1.          Declarar admissível a denúncia dos  peticionários sobre a suposta violação dos  artigos 2, 8(1), 21, 25 e 1(1) da  Convenção Americana em prejuízo da  Comunidade Indígena Xakmok Kásek do Povo Enxet e seus membros.

 

          2.         Notificar o Estado e o peticionário desta decisão.

 

          3.         Iniciar o trâmite sobre o mérito do assunto.

 

4.         Publicar o presente relatório e incluí-lo em seu Relatório Anual a ser enviado à Assembléia Geral da OEA.

 

          Dado e assinado na sede da Comissão Interamericana de Direitos Humanos, na cidade de Washington, D.C., no dia 20 de fevereiro de 2003.  Assinado:  Juan E. Méndez, Presidente; Marta Altolaguirre, Primeira Vice-Presidenta; José Zalaquett, Segundo Vice-Presidente; Comissionados: Robert K. Goldman, Julio Prado Vallejo, Clare Roberts e Susana Villarán.

 


 


[1] Artigo 63. Da  identidade étnica. Fica reconhecido e  garantido o direito dos  povos indígenas a preservar e a desenvolver sua identidade étnica no  respectivo habitat. Tem direito, também, a aplicar livremente seus sistemas de organização política, social, econômica, cultural e religiosa, assim como a voluntária submissão à suas normas consuetudinárias para a regulamentação da  convivência interior sempre que elas não atentem contra os direitos fundamentais estabelecidos  nesta Constituição. Nos  conflitos judiciais  se terá em conta o direito consuetudinário indígena.

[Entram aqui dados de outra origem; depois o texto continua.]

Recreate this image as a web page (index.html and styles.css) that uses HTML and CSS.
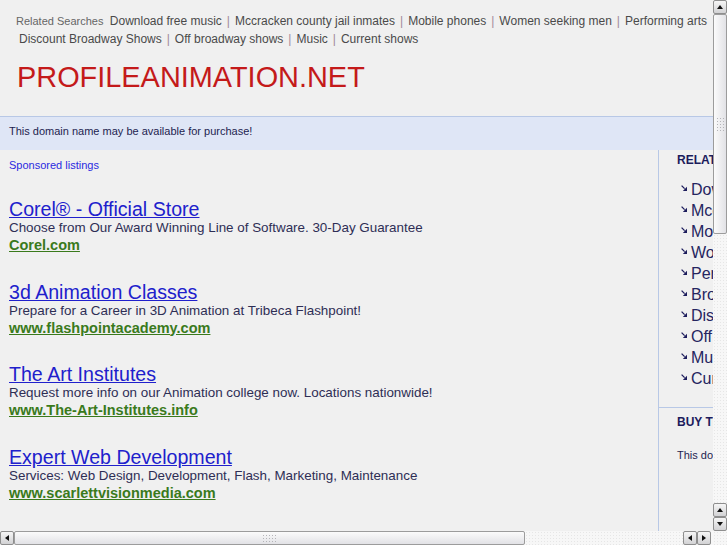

Artigo 64. Da  propriedade comunitária. Os povos indígenas têm direito à propriedade comunitária da  terra, em extensão e qualidade suficientes para a conservação e o desenvolvimento de suas formas peculiares de vida. O Estado lhes proverá gratuitamente destas terras, as quais serão inealienáveis, indivisíveis, intransferíveis, imprescritíveis, não suscetíveis à garantia de obrigações contratuais nem de serem arrendadas; além de estarem isentas de tributos.

Proibe-se a remoção ou transferência  de seu habitat sem o expresso consentimento dos  mesmos.

 

[2] Os peticionários aportaram censos da  comunidade Xakmok Kásek realizados nos anos 1995 e 1998.

[3] Paraguai ratificou a Convenção Americana sobre Direitos Humanos em 24 de agosto de 1989.